Common types of error messages

Instance Creation Error: Error calling AWS API: There is no Spot capacity available that matches your request.

We get emails about this. This is also visible in the Worker Manager UI.

This means we’ve run out of spot instance capacity in a given region. A single instance of this is generally informative, not actionable. Many instances of this error message, combined with too many pending tasks and not enough capacity, may mean we need to adjust instance types or regions or the like.

Instance Creation Error: Error calling AWS API: We currently do not have sufficient $INSTANCE_TYPE capacity in the Availability Zone you requested ($AVAILABILITY_ZONE). Our system will be working on provisioning additional capacity. You can currently get $INSTANCE_TYPE capacity by not specifying an Availability Zone in your request or choosing $ALTERNATE_AVAILABILITY_ZONES.

We get emails about this. This is also visible in the Worker Manager UI.

This means this instanceType is not supported in this availability zone at all. We choose which availability zone to use randomly and retry on failure, so this is probably not fatal, but it can be noisy.

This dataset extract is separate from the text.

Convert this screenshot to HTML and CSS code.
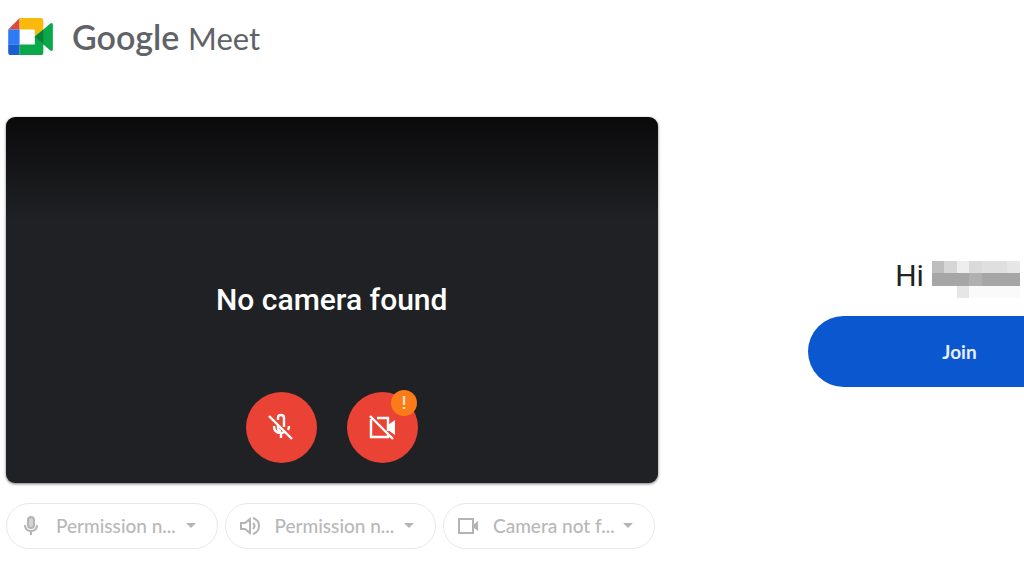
FILE: index.html
```html
<!DOCTYPE html>
<html lang="en">
<head>
<meta charset="utf-8">
<meta name="viewport" content="width=device-width, initial-scale=1">
<title>Google Meet</title>
<link rel="stylesheet" href="styles.css">
</head>
<body>
<div class="page">
  <header class="header">
    <svg class="logo" viewBox="0 0 48 40" aria-hidden="true">
      <path fill="#dc4a3c" d="M0 12 12 0v12z"/>
      <path fill="#2f7bf5" d="M0 12h12v16H0z"/>
      <path fill="#1a5fd0" d="M0 28h12v11H3q-3 0-3-3z"/>
      <path fill="#fbb90c" d="M12 0h22q3 0 3 3v9l-9 7v-7H12z"/>
      <path fill="#09a94a" d="M12 28h16v-9l9-7 7-6q3-2 3 1v26q0 3-3 1l-7-6v8q0 3-3 3H12z"/>
      <path fill="#0b8038" d="M28 20l9-8v15z"/>
    </svg>
    <div class="brand"><span class="brand-name">Google</span> <span class="brand-product">Meet</span></div>
  </header>
  <main class="lobby">
    <section class="setup" aria-label="Device preview">
      <div class="preview">
        <p class="preview-message">No camera found</p>
        <div class="preview-controls">
          <button class="toggle" type="button" aria-label="Turn on microphone">
            <svg class="toggle-icon" viewBox="0 0 28 28" fill="none" stroke="#fff" stroke-width="2.4" aria-hidden="true">
              <path d="M11 7V5q0-3 3-3t3 3v9M11 12v3q0 3 3 3M7 13q0 7 7 7 3 0 4-2M22 13q0 2-1 4M14 20v5"/>
              <path d="M2 3l23 23"/>
            </svg>
          </button>
          <button class="toggle" type="button" aria-label="Turn on camera">
            <svg class="toggle-icon" viewBox="0 0 28 28" fill="none" stroke="#fff" stroke-width="2.4" aria-hidden="true">
              <path d="M9 5h11v13M3 6v18h17v-2M2 3l23 23"/>
              <path fill="#fff" stroke="none" d="M20 12l7-5v15l-7-5z"/>
            </svg>
            <svg class="badge" viewBox="0 0 26 26" aria-hidden="true">
              <circle cx="13" cy="13" r="13" fill="#fa7b17"/>
              <path stroke="#ffe0c0" stroke-width="2.4" d="M13 6v9M13 17v2"/>
            </svg>
          </button>
        </div>
      </div>
      <div class="devices">
        <label class="device">
          <svg class="device-icon" viewBox="0 0 22 22" fill="none" stroke="currentColor" stroke-width="2" aria-hidden="true">
            <rect x="8" y="2" width="6" height="11" rx="3" fill="#d4d4d4"/>
            <path d="M5 10q0 6 6 6t6-6M11 16v4"/>
          </svg>
          <select class="device-select" aria-label="Microphone"><option>Permission n...</option></select>
          <svg class="caret" viewBox="0 0 10 6" aria-hidden="true"><path fill="currentColor" d="M0 0h10L5 5z"/></svg>
        </label>
        <label class="device">
          <svg class="device-icon" viewBox="0 0 22 22" fill="none" stroke="currentColor" stroke-width="2" aria-hidden="true">
            <path d="M2 8h4l5-4v14l-5-4H2zM14 8q3 3 0 6M14 3q6 2 6 8t-6 8"/>
          </svg>
          <select class="device-select" aria-label="Speaker"><option>Permission n...</option></select>
          <svg class="caret" viewBox="0 0 10 6" aria-hidden="true"><path fill="currentColor" d="M0 0h10L5 5z"/></svg>
        </label>
        <label class="device">
          <svg class="device-icon" viewBox="0 0 22 22" fill="none" stroke="currentColor" stroke-width="2" aria-hidden="true">
            <path d="M2 4h14v14H2z"/><path fill="currentColor" stroke="none" d="M16 10l5-4v10l-5-4z"/>
          </svg>
          <select class="device-select" aria-label="Camera"><option>Camera not f...</option></select>
          <svg class="caret" viewBox="0 0 10 6" aria-hidden="true"><path fill="currentColor" d="M0 0h10L5 5z"/></svg>
        </label>
      </div>
    </section>
    <section class="join" aria-label="Join the meeting">
      <h1 class="greeting">Hi
        <svg class="masked-name" viewBox="0 0 88 37" shape-rendering="crispEdges" role="img" aria-label="Name hidden">
          <path fill="#bebebe" d="M0 0h12v12H0z"/><path fill="#d6d6d6" d="M12 0h13v12H12z"/>
          <path fill="#eee" d="M25 0h12v12H25z"/><path fill="#dadada" d="M37 0h13v12H37z"/>
          <path fill="#dfdfdf" d="M50 0h25v12H50z"/><path fill="#e6e6e6" d="M75 0h13v12H75z"/>
          <path fill="#a6a6a6" d="M0 12h88v13H0z"/><path fill="#b0b0b0" d="M37 12h13v13H37z"/>
          <path fill="#e6e6e6" d="M25 25h12v12H25z"/><path fill="#fafafa" d="M37 25h51v12H37z"/>
        </svg>
      </h1>
      <button class="join-button" type="button">Join</button>
    </section>
  </main>
</div>
</body>
</html>
```
FILE: styles.css
```css
* {
  box-sizing: border-box;
}

body {
  margin: 0;
  background: #fff;
  font-family: Lato, "Liberation Sans", sans-serif;
}

.page {
  min-height: 100vh;
  padding: 14px 0 24px 6px;
  overflow: hidden;
}

.header {
  display: flex;
  align-items: center;
  gap: 18px;
  height: 46px;
  padding-left: 2px;
}

.logo {
  width: 46px;
  height: 38px;
}

.brand {
  color: #5f6368;
  font-size: 34px;
  line-height: 46px;
  white-space: nowrap;
}

.brand-name {
  font-weight: 600;
}

.brand-product {
  font-size: 31px;
}

.lobby {
  display: grid;
  grid-template-columns: minmax(0, 16fr) minmax(0, 9fr);
  margin-top: 57px;
}

.preview {
  display: flex;
  flex-direction: column;
  justify-content: flex-end;
  align-items: center;
  aspect-ratio: 652 / 366;
  padding-bottom: 20px;
  border-radius: 9px;
  background: #202124 linear-gradient(#0a0a0b, #202124) no-repeat top / 100% 104px;
  box-shadow: 0 1px 3px #777;
}

.preview-message {
  margin: 0 0 74px;
  color: #fff;
  font-family: Roboto, sans-serif;
  font-size: 30px;
  font-weight: 500;
  line-height: 36px;
}

.preview-controls {
  display: flex;
  gap: 30px;
}

.toggle {
  position: relative;
  display: grid;
  place-items: center;
  width: 71px;
  height: 71px;
  padding: 0;
  border: 0;
  border-radius: 50%;
  background: #ea4335;
}

.toggle-icon {
  width: 28px;
  height: 28px;
}

.badge {
  position: absolute;
  top: -2px;
  right: 1px;
  width: 26px;
  height: 26px;
}

.devices {
  display: grid;
  grid-template-columns: repeat(3, minmax(0, 1fr));
  gap: 7px;
  margin-top: 20px;
  padding-right: 3px;
}

.device {
  display: flex;
  align-items: center;
  height: 46px;
  padding: 0 21px 0 13px;
  border: 1px solid #e8e8e8;
  border-radius: 23px;
  color: #b4b4b4;
}

.device-icon {
  flex: none;
  width: 22px;
  height: 22px;
}

.device-select {
  flex: 1;
  min-width: 0;
  margin-left: 14px;
  padding: 0;
  border: 0;
  appearance: none;
  background: none;
  color: #b8b8b8;
  font: 500 19px/24px Lato, "Liberation Sans", sans-serif;
}

.caret {
  flex: none;
  width: 10px;
  height: 6px;
}

.join {
  display: flex;
  flex-direction: column;
  align-items: flex-start;
  padding: 137px 0 0 150px;
}

.greeting {
  display: flex;
  align-items: center;
  justify-content: center;
  gap: 8px;
  width: 300px;
  margin: 0 0 18px;
  color: #202124;
  font-family: Roboto, sans-serif;
  font-size: 30px;
  font-weight: 400;
  line-height: 44px;
}

.masked-name {
  width: 88px;
  height: 37px;
  margin-top: 7px;
}

.join-button {
  width: 304px;
  height: 71px;
  border: 0;
  border-radius: 36px;
  background: #0b57d0;
  color: #e8f0fe;
  font: 700 19px/24px Lato, "Liberation Sans", sans-serif;
}
```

To stop getting this error message, we can mark a given instanceType family as invalid in a given availability zone here.

Quarantining workers

Go to the worker view, e.g. mac-v3-signing2. Make sure you’re logged in (top right). Click on the three dots in the lower right hand corner. Choose a date to quarantine until (1000 years in the future is generally ok as long as we unquarantine hardware workers after they’re ready to be put back into the pool), and quarantine it. The machine should stop taking tasks after the current task resolves.

Unquarantining workers

Go to the worker view, e.g. mac-v3-signing2. Make sure you’re logged in (top right). Click on the three dots in the lower right hand corner and update the quarantine. Choose a date in the past and update the quarantine date. The worker should start claiming tasks within a minute or so if it’s running and any tasks are pending.